The history of MMA is another story altogether, unlike sports like Cricket or Tennis which have been around for centuries, MMA is just over a couple of decades old. Strangely enough, many of the sports that can be used in MMA, such as Kung Fu, or Tai Chi, have ancient roots and have been practiced for unfathomable amounts of time, compared to these, MMA is in its mere infancy. The birthplace of MMA was the inaugural ‘Ultimate Fighting Championship’ which was a tournament held in Colorado in 1993. The aim of the tournament was to establish what the greatest martial art of all was. So, the organizers invited various experts of their crafts, and put together a one night tournament with 8 participants, each representing a different martial art. And at the end of the night, the competitor who remained standing would be crowned the ‘Ultimate Fighter’. The tournament encompassed fighters of all shapes, sizes, nationalities, and styles, including Dutch kickboxing champion Gerard Gordeau, and legendary shoot fighter Ken Shamrock. However, at the end of the night the unthinkable happened, in a sea of large, tough men, a 6 foot man with a slight frame named ‘Royce Gracie’ had won the tournament by utilizing his family’s proprietary martial art, ‘Brazilian Jiu Jitsu’. Thus, Mixed Martial Arts was born.
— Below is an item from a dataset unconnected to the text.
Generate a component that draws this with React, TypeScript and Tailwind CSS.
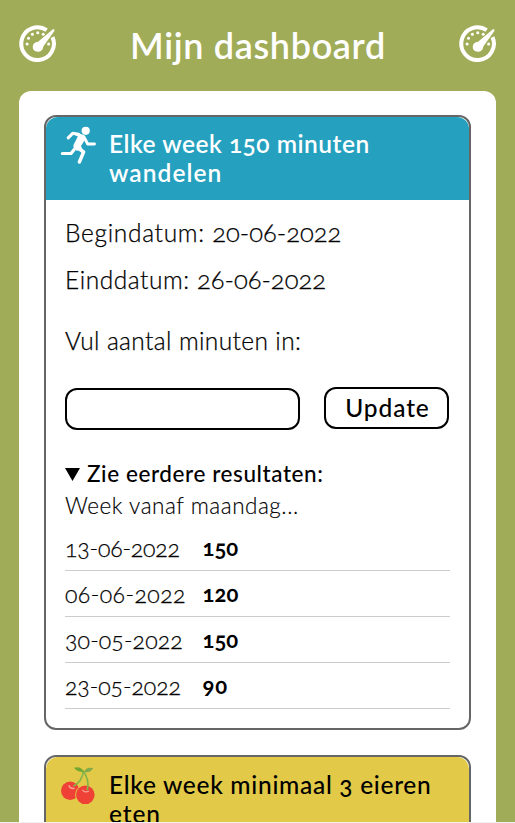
import React from 'react';

const results = [
  { date: '13-06-2022', value: '150', dateSpacing: 'tracking-[-0.15px]', valueSpacing: 'tracking-normal' },
  { date: '06-06-2022', value: '120', dateSpacing: 'tracking-[0.45px]', valueSpacing: 'tracking-[0.1px]' },
  { date: '30-05-2022', value: '150', dateSpacing: 'tracking-[0.15px]', valueSpacing: 'tracking-normal' },
  { date: '23-05-2022', value: '90', dateSpacing: 'tracking-[-0.05px]', valueSpacing: 'tracking-[0.9px]' },
];

function Gauge() {
  return (
    <svg viewBox="0 0 38 38" className="h-[38px] w-[38px] shrink-0" aria-hidden="true">
      <path d="M27.7 6.2A16.3 16.3 0 1 0 33.5 13.1" fill="none" stroke="#fff" strokeWidth="4" />
      <path d="M33.9 5.2Q36.2 4.8 35.4 7L24.3 22.5Q23.9 27.6 18.8 27.8Q13.7 27.3 13.7 22.6Q14.5 18.1 19.1 17.8Z" fill="#fff" />
      <g fill="#fff">
        <circle cx="8.1" cy="20" r="1.5" />
        <circle cx="9.5" cy="14.3" r="1.5" />
        <circle cx="13.4" cy="10.2" r="1.5" />
        <circle cx="18.8" cy="8.8" r="1.5" />
        <circle cx="24.2" cy="10.2" r="1.5" />
        <circle cx="29.6" cy="20" r="1.5" />
      </g>
    </svg>
  );
}

function Runner() {
  return (
    <svg viewBox="0 0 36 38" className="h-[38px] w-9 shrink-0" aria-hidden="true">
      <circle cx="25.7" cy="4.8" r="4.1" fill="#fff" />
      <g fill="none" stroke="#fff" strokeLinecap="round" strokeLinejoin="round">
        <path d="M8.2 11.8L12.7 7.3L18.5 8.2" strokeWidth="3.1" />
        <path d="M25 12.8L27.7 18H34.5" strokeWidth="2.9" />
        <path d="M2.4 27.5H11L14.2 23.5" strokeWidth="3.2" />
        <path d="M17.4 21.5L23.6 26L19.4 36" strokeWidth="3.4" />
      </g>
      <path d="M17.3 6.8L23.8 9.1Q26.6 10.6 25.4 13L21 20.1L22.6 23.4L16.7 24.7Q12.7 22.7 13.5 19L17.8 10.5L14.8 9Z" fill="#fff" />
    </svg>
  );
}

function Cherries() {
  return (
    <svg viewBox="0 0 36 40" className="h-10 w-9 shrink-0" aria-hidden="true">
      <circle cx="10.2" cy="23.7" r="9.2" fill="#ef4136" />
      <circle cx="25.1" cy="27.8" r="10" fill="#e2ca48" />
      <circle cx="25.3" cy="27.8" r="9.3" fill="#ef4136" />
      <path d="M8.8 18.2q1.4 4.2 5.8 3.1M22.4 22.8q2.3 3.4 6.5 1.4" fill="none" stroke="#f9a299" strokeWidth="1.3" />
      <path d="M13.4 19.2Q22.2 14.4 23.3 4.5Q29.8 12.5 27.3 23.3" fill="none" stroke="#84b449" strokeWidth="1.7" />
      <path d="M24 5Q16.5 5 14 .8Q21-1.5 24 5Z" fill="#72a832" />
      <path d="M24 5Q26-.5 33.2 1Q30.5 6.3 24 5Z" fill="#80aa4c" />
    </svg>
  );
}

export default function App() {
  return (
    <div className="h-[823px] overflow-hidden bg-[#f1f1f1] font-['Lato',sans-serif] text-black">
      <div className="h-[822px] overflow-hidden bg-[#a1ac58] px-[19px]">
        <header className="mr-[-1px] flex h-[91px] items-start justify-between pt-6 text-white">
          <Gauge />
          <h1 className="text-4xl leading-[43px] font-semibold tracking-[0.65px] whitespace-nowrap"><span>Mijn dashboard</span></h1>
          <Gauge />
        </header>
        <main className="flex flex-col gap-[25px] rounded-t-xl bg-white px-[25px] pt-6">
          <section className="h-[615px] rounded-xl border-2 border-[#666]">
            <div className="flex h-[83px] gap-[13px] rounded-t-xl bg-[#25a1bf] pl-[14px] text-white">
              <div className="pt-[9px]"><Runner /></div>
              <h2 className="pt-3 text-[24.5px] leading-[29px] font-semibold whitespace-nowrap oldstyle-nums"><span className="tracking-[0.5px]">Elke week 150 minuten</span><br /><span className="tracking-[1.05px]">wandelen</span></h2>
            </div>
            <div className="px-[19px] pt-[18px] text-[24.5px] leading-[29px]">
              <p className="h-[29px] font-light oldstyle-nums [-webkit-text-stroke:0.25px]"><span className="tracking-[0.7px]">Begindatum: </span><span className="text-[25.5px]">20-06-2022</span></p>
              <p className="mt-[18px] h-[29px] font-light oldstyle-nums [-webkit-text-stroke:0.25px]"><span className="tracking-[0.55px]">Einddatum: </span><span className="text-[25.5px]">26-06-2022</span></p>
              <label htmlFor="minutes" className="mt-8 block font-light [-webkit-text-stroke:0.25px]"><span className="tracking-[0.38px]">Vul aantal minuten in:</span></label>
              <div className="mt-8 flex items-start gap-6">
                <input id="minutes" className="mt-px h-[42px] w-[235px] rounded-xl border-2 border-black bg-white px-3 outline-none" />
                <button className="h-[42px] w-[125px] rounded-xl border-2 border-black bg-white pb-0.5 pl-0.5 leading-[29px] font-medium"><span className="tracking-[0.9px]">Update</span></button>
              </div>
              <div className="mt-7 flex h-8 items-center text-[22.5px] leading-8 font-medium">
                <svg viewBox="0 0 15 13" className="mr-[7px] h-[13px] w-[15px]" aria-hidden="true"><path d="M0 0h15L7.5 13Z" /></svg>
                <span className="tracking-[0.58px]">Zie eerdere resultaten:</span>
              </div>
              <p className="text-[22.5px] leading-8 font-light [-webkit-text-stroke:0.15px]"><span className="tracking-[0.52px]">Week vanaf maandag...</span></p>
              <div className="mt-[3px]">
                {results.map(({ date, value, dateSpacing, valueSpacing }) => (
                  <div key={date} className="flex h-[46px] items-center border-b border-[#ccc] pt-px text-[22px] leading-8 oldstyle-nums">
                    <div className={`w-[137.5px] text-[23px] font-light [-webkit-text-stroke:0.25px] ${dateSpacing}`}><span>{date}</span></div>
                    <strong className={`font-bold ${valueSpacing}`}><span>{value}</span></strong>
                  </div>
                ))}
              </div>
            </div>
          </section>
          <section className="h-[200px] rounded-xl border-2 border-[#666]">
            <div className="flex h-[83px] gap-[13px] rounded-t-xl bg-[#e2ca48] pl-[14px]">
              <div className="pt-2.5"><Cherries /></div>
              <h2 className="pt-[13px] text-[24.5px] leading-[29px] font-medium whitespace-nowrap oldstyle-nums"><span className="tracking-[0.7px]">Elke week minimaal 3 eieren</span><br /><span className="tracking-[0.9px]">eten</span></h2>
            </div>
          </section>
        </main>
      </div>
    </div>
  );
}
Why is MMA Different from Other Sports?
There is one final point which makes MMA the most unique sport of them all, and perhaps, it’s the greatest example of why it sits in a different league than any other athletic contest. This is the fact that it is an individual sport, not a team one, and that competitors get plenty of time to allow their personalities to shine through. There are press conferences before and after every event, allowing the fighters to voice their opinions, and project their personalities for the general public to see, this allows fans to form a far more personal connection to an athlete than in any other sport. These competitors are constantly in the spotlight, allowing fans to gain an affinity, or aversion to a certain individual, leading to deeper emotional investment when that particular fighters contest rolls around.
All in all, hopefully this piece has changed your preconceptions about my favorite sport. I would implore everyone to give MMA a shot, while it certainly won’t be everyone’s cup of tea, there is a good chance that your opinion of it will be changed if it hasn’t already, and you may even begin to appreciate it in a certain light. If nothing else, should one try to watch MMA for the first time, they will surely experience something different, which cannot be attained in any other way.